_What to do_:
Your task is to reproduce, verbatim and without pictures, the lines from the opening of the listing through the line containing "const tasks = [1, 2, 3, 4, 5, 6, 7];".

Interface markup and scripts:
## START

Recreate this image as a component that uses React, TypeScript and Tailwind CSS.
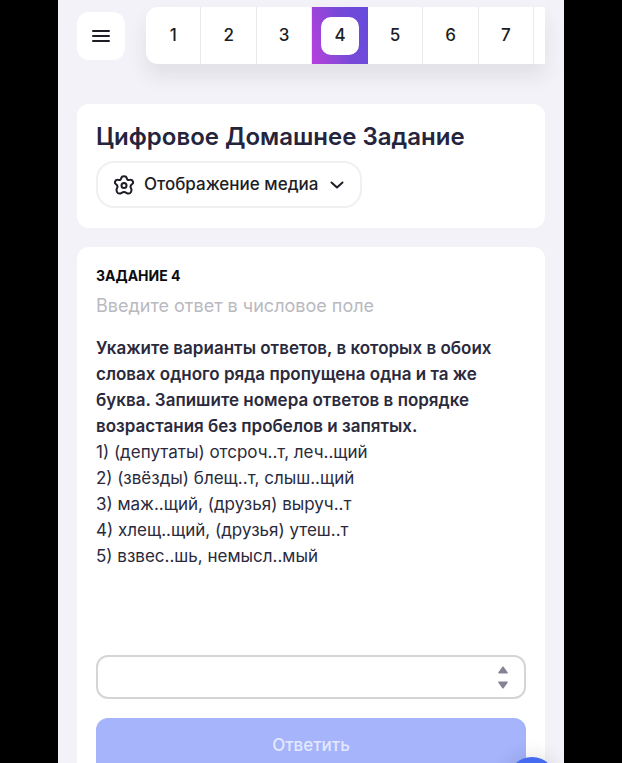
import { useState } from "react";

const tasks = [1, 2, 3, 4, 5, 6, 7];

const answers = [
  "1) (депутаты) отсроч..т, леч..щий",
  "2) (звёзды) блещ..т, слыш..щий",
  "3) маж..щий, (друзья) выруч..т",
  "4) хлещ..щий, (друзья) утеш..т",
  "5) взвес..шь, немысл..мый",
];

const MenuIcon = () => (
  <svg width="18" height="14" viewBox="0 0 18 14" stroke="currentColor" strokeWidth="2" strokeLinecap="round" aria-hidden="true">
    <path d="M1 2H17M1 7H17M1 12H17" />
  </svg>
);

const GearIcon = () => (
  <svg width="20" height="20" viewBox="0 0 20 20" fill="none" stroke="currentColor" strokeWidth="2" strokeLinejoin="round" aria-hidden="true">
    <path d="M7.4 2.8C7.8 .6 12.2 .6 12.6 2.8C13 4.8 14 5.4 16 4.9C18.6 4.3 20 7.7 18.2 9C16.4 10.3 16 11.4 16.9 13C18.4 15.6 16.6 18.8 14.4 18.6C12.6 18.4 12 17 10 17C8 17 7.4 18.4 5.6 18.6C3.4 18.8 1.6 15.6 3.1 13C4 11.4 3.6 10.3 1.8 9C0 7.7 1.4 4.3 4 4.9C6 5.4 7 4.8 7.4 2.8Z" />
    <circle cx="10" cy="10.4" r="2.5" />
  </svg>
);

const ChevronIcon = () => (
  <svg width="14" height="8" viewBox="0 0 14 8" fill="none" stroke="currentColor" strokeWidth="2" strokeLinecap="round" strokeLinejoin="round" aria-hidden="true">
    <path d="M1.5 1.5L7 6.5L12.5 1.5" />
  </svg>
);

const Header = ({ current, onSelect }: { current: number; onSelect: (task: number) => void }) => (
  <header className="flex items-center gap-[21px]">
    <button type="button" aria-label="Меню" className="flex size-12 shrink-0 items-center justify-center rounded-xl bg-white">
      <MenuIcon />
    </button>
    <nav className="flex h-[57px] min-w-0 flex-1 overflow-hidden rounded-l-xl bg-white shadow-[0_12px_20px_rgba(40,40,60,0.09)]">
      {tasks.map((task) =>
        task === current ? (
          <button
            key={task}
            type="button"
            aria-current="step"
            className="flex shrink-0 basis-[13.9%] items-center justify-center bg-linear-75 from-[#b63fdc] via-[#7849d8] via-55% to-[#644bdc]"
          >
            <span className="flex size-[38px] items-center justify-center rounded-[10px] bg-white">{task}</span>
          </button>
        ) : (
          <button
            key={task}
            type="button"
            onClick={() => onSelect(task)}
            className="shrink-0 basis-[13.9%] border-r border-[#e9e9ee]"
          >
            {task}
          </button>
        )
      )}
    </nav>
  </header>
);

const NumberField = () => {
  const [value, setValue] = useState("");
  const step = (delta: number) => setValue(String(Number(value) + delta));

  return (
    <div className="flex h-11 items-center rounded-xl border-2 border-[#d5d5d8] pr-4">
      <input
        type="number"
        aria-label="Ответ"
        value={value}
        onChange={(e) => setValue(e.target.value)}
        className="h-full min-w-0 flex-1 bg-transparent px-4 outline-none [appearance:textfield]"
      />
      <div className="flex flex-col gap-[7px] text-[#858394]">
        <button type="button" aria-label="Больше" onClick={() => step(1)}>
          <svg width="10" height="8" viewBox="0 0 10 8" fill="currentColor" stroke="currentColor" strokeWidth="1.5" strokeLinejoin="round">
            <path d="M5 1.2L9 6.8H1Z" />
          </svg>
        </button>
        <button type="button" aria-label="Меньше" onClick={() => step(-1)}>
          <svg width="10" height="8" viewBox="0 0 10 8" fill="currentColor" stroke="currentColor" strokeWidth="1.5" strokeLinejoin="round">
            <path d="M5 6.8L1 1.2H9Z" />
          </svg>
        </button>
      </div>
    </div>
  );
};

const App = () => {
  const [current, setCurrent] = useState(4);

  return (
    <div className="h-screen overflow-hidden bg-black px-[58px] font-[Inter,sans-serif] text-[17px] text-[#1d1d26]">
      <div className="relative h-full overflow-hidden bg-[#f3f2f8] px-[19px] pt-[7px] font-medium">
        <Header current={current} onSelect={setCurrent} />

        {/* Title card */}
        <section className="mt-10 rounded-xl bg-white px-[19px] pt-4 pb-5">
          <h1 className="text-[24px] leading-[34px] font-semibold text-[#25243d]">Цифровое Домашнее Задание</h1>
          <button type="button" className="mt-[7px] flex h-[47px] items-center rounded-[18px] border-2 border-[#f0f0f3] px-4">
            <GearIcon />
            <span className="mr-3 ml-2.5">Отображение медиа</span>
            <ChevronIcon />
          </button>
        </section>

        {/* Task card */}
        <main className="mt-[19px] rounded-t-xl bg-white px-[19px] pt-[17px] pb-10">
          <h2 className="text-[14px] leading-6 font-bold text-[#0b0b10]">ЗАДАНИЕ {current}</h2>
          <p className="mt-[5px] text-[18px] leading-[26px] font-normal text-[#b9b9c0]">Введите ответ в числовое поле</p>
          <div className="mt-4 leading-[26px] text-[#2b2a3d]">
            <p className="font-semibold">
              Укажите варианты ответов, в которых в обоих словах одного ряда пропущена одна и та же буква. Запишите
              номера ответов в порядке возрастания без пробелов и запятых.
            </p>
            {answers.map((answer) => (
              <p key={answer} className="font-normal">
                {answer}
              </p>
            ))}
          </div>
          <form className="mt-[86px]" onSubmit={(e) => e.preventDefault()}>
            <NumberField />
            <button type="submit" className="mt-[19px] h-14 w-full rounded-xl bg-[#a5b4fb] text-[#e4e9ff]">
              Ответить
            </button>
          </form>
        </main>

        {/* Chat bubble */}
        <button
          type="button"
          aria-label="Чат"
          className="absolute right-2 -bottom-[42px] size-12 rounded-full bg-[#456bf0] shadow-[0_0_20px_rgba(0,0,0,0.15)]"
        />
      </div>
    </div>
  );
};

export default App;
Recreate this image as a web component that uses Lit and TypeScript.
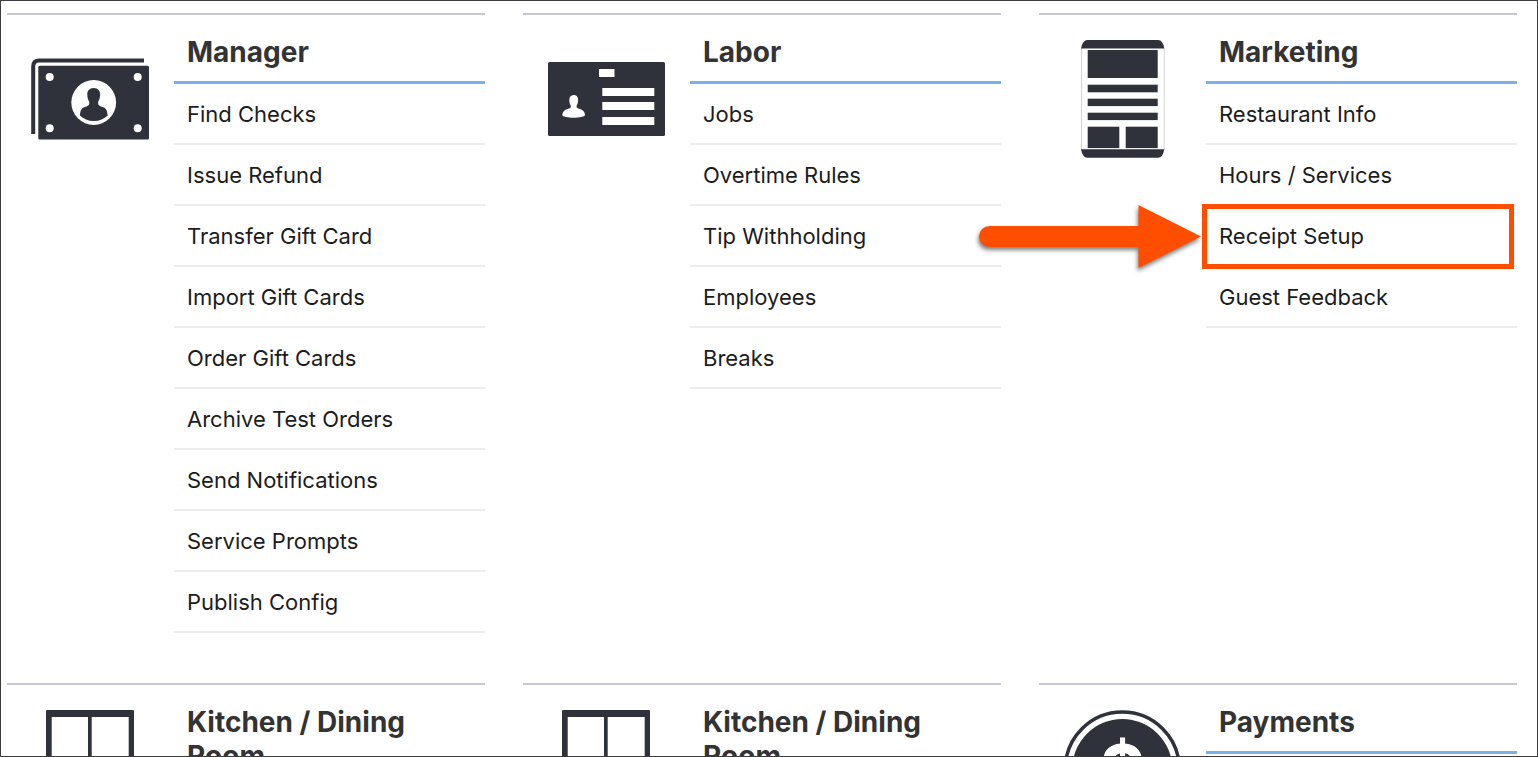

## END

_Solved problem_:
Recreate this image as a component that uses React, TypeScript and Tailwind CSS.
import { useState } from "react";

const tasks = [1, 2, 3, 4, 5, 6, 7];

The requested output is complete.